Private language practice

Practice language exchanges without sending recordings or text to third-party servers, useful for international students with privacy requirements.

Checklist

  • Test the launcher on both campus Wi-Fi and airplane mode.
  • Bookmark the localhost URL the first time it opens.
  • Create prompt packs for each course and back them up to the USB.
  • Keep a short USB extension cable in your backpack.
  • Run the low-spec preset on battery days; switch back when plugged in.
  • Print or save the /howto page for quick troubleshooting.

Quick cross-links

Hop to related guidance while you keep this page open.

Troubleshooting

Campus device blocks the launcher

  1. Run it from your user profile; avoid admin prompts if policies are strict.
  2. If SmartScreen appears, choose More info → Run anyway; this is a local tool.
  3. Move to a personal laptop if the lab image locks down external scripts.

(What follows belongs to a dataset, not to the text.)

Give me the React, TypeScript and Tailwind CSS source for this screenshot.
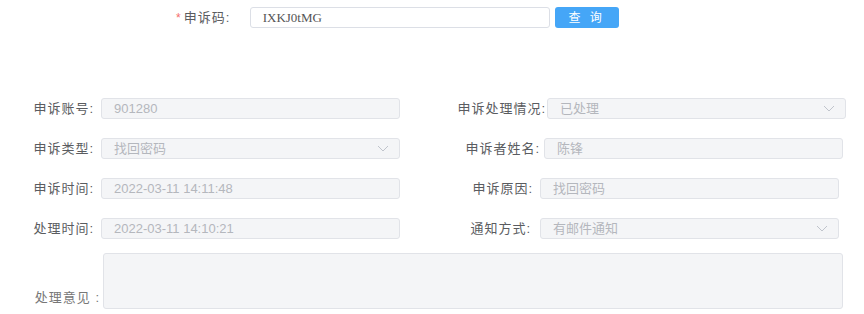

USB not mounting on lab machines

  1. Try a front-panel port and avoid hubs built into keyboards.
  2. On macOS labs, open Disk Utility to mount the volume if hidden.
  3. If the device is blocked entirely, use your own laptop to stay compliant.

Outputs feel too close to source text

  1. Switch to the smaller model to encourage tighter paraphrasing.
  2. Add explicit instructions about originality and citations in the prompt.
  3. Keep AI outputs as notes; rephrase in your own words before submission.

FAQ

Does the offline AI USB work in campus libraries?

Yes. It runs from the USB without installing apps, so you can use it on library machines that allow external drives.

Will it keep my research private?

Prompts and answers stay on the machine you plug into. Nothing is sent to cloud services while you are offline.

What if I only have a few minutes before class?

Use the lightweight preset. It boots faster and is enough to create flashcards or a quick outline before you walk in.

Can I switch between Windows and Mac with one USB?

Yes. The drive includes both launchers. Use the one that matches the computer you have in front of you.